**Direction**
Output the records exactly as they appear, with no pictures included.

..............................

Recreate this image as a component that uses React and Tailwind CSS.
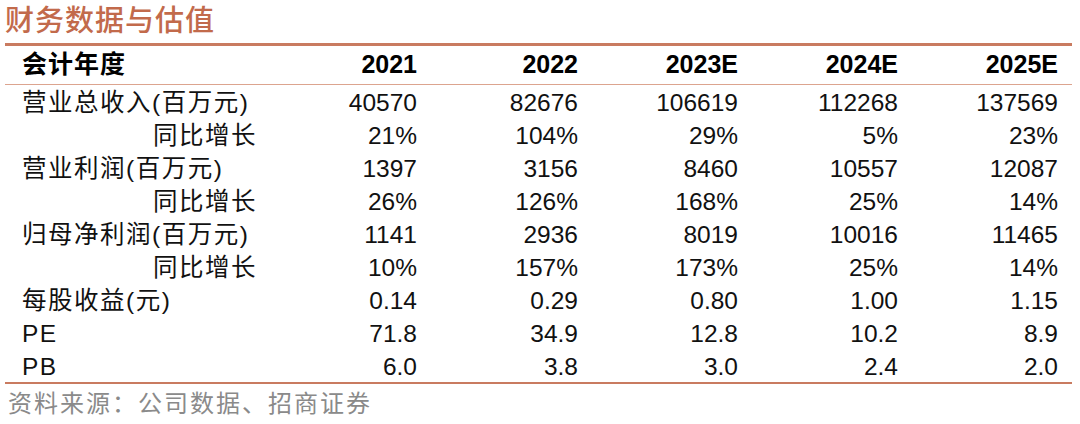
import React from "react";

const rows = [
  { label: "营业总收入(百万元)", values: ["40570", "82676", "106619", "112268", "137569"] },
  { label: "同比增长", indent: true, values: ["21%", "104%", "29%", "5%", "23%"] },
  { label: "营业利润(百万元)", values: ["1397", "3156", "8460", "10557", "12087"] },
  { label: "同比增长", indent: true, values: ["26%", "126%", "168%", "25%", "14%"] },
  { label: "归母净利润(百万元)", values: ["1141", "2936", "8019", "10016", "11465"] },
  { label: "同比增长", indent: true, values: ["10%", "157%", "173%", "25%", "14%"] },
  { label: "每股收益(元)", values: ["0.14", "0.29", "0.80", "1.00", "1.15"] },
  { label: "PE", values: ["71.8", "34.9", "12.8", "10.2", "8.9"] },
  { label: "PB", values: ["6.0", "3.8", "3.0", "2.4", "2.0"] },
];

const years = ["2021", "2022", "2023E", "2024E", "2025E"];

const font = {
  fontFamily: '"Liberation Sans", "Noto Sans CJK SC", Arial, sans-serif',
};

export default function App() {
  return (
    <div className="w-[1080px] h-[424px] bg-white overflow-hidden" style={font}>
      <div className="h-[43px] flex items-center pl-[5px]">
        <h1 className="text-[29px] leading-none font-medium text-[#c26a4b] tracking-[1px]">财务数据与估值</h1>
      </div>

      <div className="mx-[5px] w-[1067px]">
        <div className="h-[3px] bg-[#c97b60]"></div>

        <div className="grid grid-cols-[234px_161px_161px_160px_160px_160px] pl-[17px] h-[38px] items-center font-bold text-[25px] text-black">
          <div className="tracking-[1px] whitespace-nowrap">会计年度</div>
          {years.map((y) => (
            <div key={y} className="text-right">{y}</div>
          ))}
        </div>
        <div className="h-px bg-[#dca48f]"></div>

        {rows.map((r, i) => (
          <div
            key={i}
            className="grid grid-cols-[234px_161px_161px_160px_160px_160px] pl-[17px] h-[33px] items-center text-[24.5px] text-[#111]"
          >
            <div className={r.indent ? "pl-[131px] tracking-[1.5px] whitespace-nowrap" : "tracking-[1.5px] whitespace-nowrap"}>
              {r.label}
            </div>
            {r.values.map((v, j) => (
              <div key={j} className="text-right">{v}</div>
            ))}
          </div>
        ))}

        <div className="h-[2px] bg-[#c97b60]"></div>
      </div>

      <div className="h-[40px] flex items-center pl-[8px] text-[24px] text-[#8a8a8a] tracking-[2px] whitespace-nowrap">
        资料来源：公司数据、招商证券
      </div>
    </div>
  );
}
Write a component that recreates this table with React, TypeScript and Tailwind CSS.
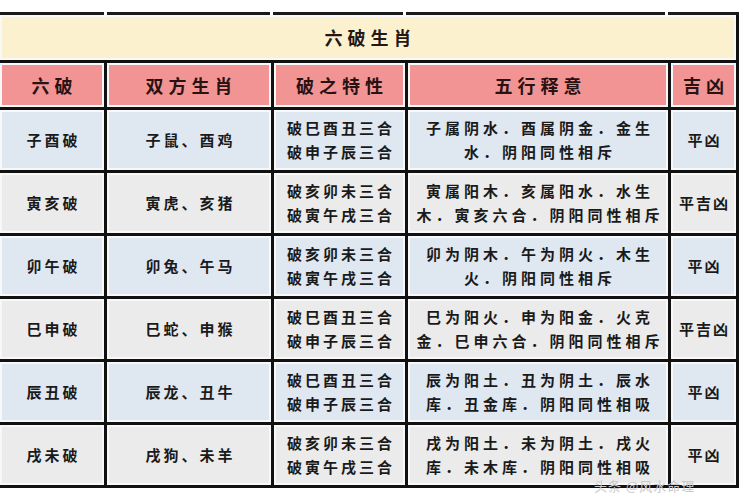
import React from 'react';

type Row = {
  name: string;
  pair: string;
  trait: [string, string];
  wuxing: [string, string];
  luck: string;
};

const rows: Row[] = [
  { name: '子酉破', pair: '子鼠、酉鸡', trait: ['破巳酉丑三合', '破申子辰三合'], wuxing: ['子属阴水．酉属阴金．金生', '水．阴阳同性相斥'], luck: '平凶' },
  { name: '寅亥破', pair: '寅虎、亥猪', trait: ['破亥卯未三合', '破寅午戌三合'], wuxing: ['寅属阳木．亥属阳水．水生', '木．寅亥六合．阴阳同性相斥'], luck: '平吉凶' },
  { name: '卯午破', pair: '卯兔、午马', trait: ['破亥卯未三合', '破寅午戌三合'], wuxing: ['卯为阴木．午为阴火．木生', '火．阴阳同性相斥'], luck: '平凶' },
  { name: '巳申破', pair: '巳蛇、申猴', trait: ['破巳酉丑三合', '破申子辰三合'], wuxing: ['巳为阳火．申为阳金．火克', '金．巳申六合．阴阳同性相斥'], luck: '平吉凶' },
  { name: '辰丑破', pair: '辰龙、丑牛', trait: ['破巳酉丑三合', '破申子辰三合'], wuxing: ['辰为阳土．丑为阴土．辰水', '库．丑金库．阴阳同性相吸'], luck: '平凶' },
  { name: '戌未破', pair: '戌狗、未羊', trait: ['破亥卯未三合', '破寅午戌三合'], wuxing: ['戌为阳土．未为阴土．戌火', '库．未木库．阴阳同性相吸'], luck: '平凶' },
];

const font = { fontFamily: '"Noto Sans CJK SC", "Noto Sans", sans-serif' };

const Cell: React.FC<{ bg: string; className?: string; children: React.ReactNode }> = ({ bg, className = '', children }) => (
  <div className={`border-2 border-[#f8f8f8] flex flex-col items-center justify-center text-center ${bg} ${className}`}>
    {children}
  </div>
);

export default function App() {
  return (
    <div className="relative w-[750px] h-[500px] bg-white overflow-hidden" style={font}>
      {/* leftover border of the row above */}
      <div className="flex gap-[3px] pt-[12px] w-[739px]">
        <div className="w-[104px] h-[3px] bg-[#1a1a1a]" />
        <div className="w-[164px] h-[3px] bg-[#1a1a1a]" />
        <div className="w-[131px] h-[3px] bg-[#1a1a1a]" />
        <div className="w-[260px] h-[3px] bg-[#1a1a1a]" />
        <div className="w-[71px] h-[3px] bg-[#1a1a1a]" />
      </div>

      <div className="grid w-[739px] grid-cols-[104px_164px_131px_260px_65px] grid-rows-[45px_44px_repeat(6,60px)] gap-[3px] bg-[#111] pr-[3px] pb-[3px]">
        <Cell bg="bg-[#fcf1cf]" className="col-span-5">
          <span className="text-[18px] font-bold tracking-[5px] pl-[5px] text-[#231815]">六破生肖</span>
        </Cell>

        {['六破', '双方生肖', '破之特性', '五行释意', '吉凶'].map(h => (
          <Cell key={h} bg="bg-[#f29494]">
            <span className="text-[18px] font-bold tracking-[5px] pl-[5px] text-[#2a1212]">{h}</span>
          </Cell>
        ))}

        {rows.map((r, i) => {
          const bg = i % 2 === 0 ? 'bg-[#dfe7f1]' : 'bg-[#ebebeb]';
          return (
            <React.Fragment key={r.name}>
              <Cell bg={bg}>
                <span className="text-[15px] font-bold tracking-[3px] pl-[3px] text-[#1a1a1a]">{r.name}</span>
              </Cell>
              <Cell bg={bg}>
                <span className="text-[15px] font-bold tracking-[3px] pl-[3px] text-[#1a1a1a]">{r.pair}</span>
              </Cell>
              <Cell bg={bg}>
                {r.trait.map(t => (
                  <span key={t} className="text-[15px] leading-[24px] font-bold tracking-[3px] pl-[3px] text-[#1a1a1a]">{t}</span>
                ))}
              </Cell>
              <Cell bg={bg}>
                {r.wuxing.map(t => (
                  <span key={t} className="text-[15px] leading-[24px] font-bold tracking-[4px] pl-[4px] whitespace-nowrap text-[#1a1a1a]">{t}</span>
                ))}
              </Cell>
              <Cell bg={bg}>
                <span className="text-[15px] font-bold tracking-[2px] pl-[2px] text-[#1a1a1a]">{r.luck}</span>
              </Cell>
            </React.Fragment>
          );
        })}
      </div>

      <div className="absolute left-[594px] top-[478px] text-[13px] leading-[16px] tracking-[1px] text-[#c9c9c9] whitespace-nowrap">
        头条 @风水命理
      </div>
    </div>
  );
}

..............................

**Response**
Recreate this image as a component that uses React and Tailwind CSS.
import React from "react";

const rows = [
  { label: "营业总收入(百万元)", values: ["40570", "82676", "106619", "112268", "137569"] },
  { label: "同比增长", indent: true, values: ["21%", "104%", "29%", "5%", "23%"] },
  { label: "营业利润(百万元)", values: ["1397", "3156", "8460", "10557", "12087"] },
  { label: "同比增长", indent: true, values: ["26%", "126%", "168%", "25%", "14%"] },
  { label: "归母净利润(百万元)", values: ["1141", "2936", "8019", "10016", "11465"] },
  { label: "同比增长", indent: true, values: ["10%", "157%", "173%", "25%", "14%"] },
  { label: "每股收益(元)", values: ["0.14", "0.29", "0.80", "1.00", "1.15"] },
  { label: "PE", values: ["71.8", "34.9", "12.8", "10.2", "8.9"] },
  { label: "PB", values: ["6.0", "3.8", "3.0", "2.4", "2.0"] },
];

const years = ["2021", "2022", "2023E", "2024E", "2025E"];

const font = {
  fontFamily: '"Liberation Sans", "Noto Sans CJK SC", Arial, sans-serif',
};

export default function App() {
  return (
    <div className="w-[1080px] h-[424px] bg-white overflow-hidden" style={font}>
      <div className="h-[43px] flex items-center pl-[5px]">
        <h1 className="text-[29px] leading-none font-medium text-[#c26a4b] tracking-[1px]">财务数据与估值</h1>
      </div>

      <div className="mx-[5px] w-[1067px]">
        <div className="h-[3px] bg-[#c97b60]"></div>

        <div className="grid grid-cols-[234px_161px_161px_160px_160px_160px] pl-[17px] h-[38px] items-center font-bold text-[25px] text-black">
          <div className="tracking-[1px] whitespace-nowrap">会计年度</div>
          {years.map((y) => (
            <div key={y} className="text-right">{y}</div>
          ))}
        </div>
        <div className="h-px bg-[#dca48f]"></div>

        {rows.map((r, i) => (
          <div
            key={i}
            className="grid grid-cols-[234px_161px_161px_160px_160px_160px] pl-[17px] h-[33px] items-center text-[24.5px] text-[#111]"
          >
            <div className={r.indent ? "pl-[131px] tracking-[1.5px] whitespace-nowrap" : "tracking-[1.5px] whitespace-nowrap"}>
              {r.label}
            </div>
            {r.values.map((v, j) => (
              <div key={j} className="text-right">{v}</div>
            ))}
          </div>
        ))}

        <div className="h-[2px] bg-[#c97b60]"></div>
      </div>

      <div className="h-[40px] flex items-center pl-[8px] text-[24px] text-[#8a8a8a] tracking-[2px] whitespace-nowrap">
        资料来源：公司数据、招商证券
      </div>
    </div>
  );
}
Write a component that recreates this table with React, TypeScript and Tailwind CSS.
import React from 'react';

type Row = {
  name: string;
  pair: string;
  trait: [string, string];
  wuxing: [string, string];
  luck: string;
};

const rows: Row[] = [
  { name: '子酉破', pair: '子鼠、酉鸡', trait: ['破巳酉丑三合', '破申子辰三合'], wuxing: ['子属阴水．酉属阴金．金生', '水．阴阳同性相斥'], luck: '平凶' },
  { name: '寅亥破', pair: '寅虎、亥猪', trait: ['破亥卯未三合', '破寅午戌三合'], wuxing: ['寅属阳木．亥属阳水．水生', '木．寅亥六合．阴阳同性相斥'], luck: '平吉凶' },
  { name: '卯午破', pair: '卯兔、午马', trait: ['破亥卯未三合', '破寅午戌三合'], wuxing: ['卯为阴木．午为阴火．木生', '火．阴阳同性相斥'], luck: '平凶' },
  { name: '巳申破', pair: '巳蛇、申猴', trait: ['破巳酉丑三合', '破申子辰三合'], wuxing: ['巳为阳火．申为阳金．火克', '金．巳申六合．阴阳同性相斥'], luck: '平吉凶' },
  { name: '辰丑破', pair: '辰龙、丑牛', trait: ['破巳酉丑三合', '破申子辰三合'], wuxing: ['辰为阳土．丑为阴土．辰水', '库．丑金库．阴阳同性相吸'], luck: '平凶' },
  { name: '戌未破', pair: '戌狗、未羊', trait: ['破亥卯未三合', '破寅午戌三合'], wuxing: ['戌为阳土．未为阴土．戌火', '库．未木库．阴阳同性相吸'], luck: '平凶' },
];

const font = { fontFamily: '"Noto Sans CJK SC", "Noto Sans", sans-serif' };

const Cell: React.FC<{ bg: string; className?: string; children: React.ReactNode }> = ({ bg, className = '', children }) => (
  <div className={`border-2 border-[#f8f8f8] flex flex-col items-center justify-center text-center ${bg} ${className}`}>
    {children}
  </div>
);

export default function App() {
  return (
    <div className="relative w-[750px] h-[500px] bg-white overflow-hidden" style={font}>
      {/* leftover border of the row above */}
      <div className="flex gap-[3px] pt-[12px] w-[739px]">
        <div className="w-[104px] h-[3px] bg-[#1a1a1a]" />
        <div className="w-[164px] h-[3px] bg-[#1a1a1a]" />
        <div className="w-[131px] h-[3px] bg-[#1a1a1a]" />
        <div className="w-[260px] h-[3px] bg-[#1a1a1a]" />
        <div className="w-[71px] h-[3px] bg-[#1a1a1a]" />
      </div>

      <div className="grid w-[739px] grid-cols-[104px_164px_131px_260px_65px] grid-rows-[45px_44px_repeat(6,60px)] gap-[3px] bg-[#111] pr-[3px] pb-[3px]">
        <Cell bg="bg-[#fcf1cf]" className="col-span-5">
          <span className="text-[18px] font-bold tracking-[5px] pl-[5px] text-[#231815]">六破生肖</span>
        </Cell>

        {['六破', '双方生肖', '破之特性', '五行释意', '吉凶'].map(h => (
          <Cell key={h} bg="bg-[#f29494]">
            <span className="text-[18px] font-bold tracking-[5px] pl-[5px] text-[#2a1212]">{h}</span>
          </Cell>
        ))}

        {rows.map((r, i) => {
          const bg = i % 2 === 0 ? 'bg-[#dfe7f1]' : 'bg-[#ebebeb]';
          return (
            <React.Fragment key={r.name}>
              <Cell bg={bg}>
                <span className="text-[15px] font-bold tracking-[3px] pl-[3px] text-[#1a1a1a]">{r.name}</span>
              </Cell>
              <Cell bg={bg}>
                <span className="text-[15px] font-bold tracking-[3px] pl-[3px] text-[#1a1a1a]">{r.pair}</span>
              </Cell>
              <Cell bg={bg}>
                {r.trait.map(t => (
                  <span key={t} className="text-[15px] leading-[24px] font-bold tracking-[3px] pl-[3px] text-[#1a1a1a]">{t}</span>
                ))}
              </Cell>
              <Cell bg={bg}>
                {r.wuxing.map(t => (
                  <span key={t} className="text-[15px] leading-[24px] font-bold tracking-[4px] pl-[4px] whitespace-nowrap text-[#1a1a1a]">{t}</span>
                ))}
              </Cell>
              <Cell bg={bg}>
                <span className="text-[15px] font-bold tracking-[2px] pl-[2px] text-[#1a1a1a]">{r.luck}</span>
              </Cell>
            </React.Fragment>
          );
        })}
      </div>

      <div className="absolute left-[594px] top-[478px] text-[13px] leading-[16px] tracking-[1px] text-[#c9c9c9] whitespace-nowrap">
        头条 @风水命理
      </div>
    </div>
  );
}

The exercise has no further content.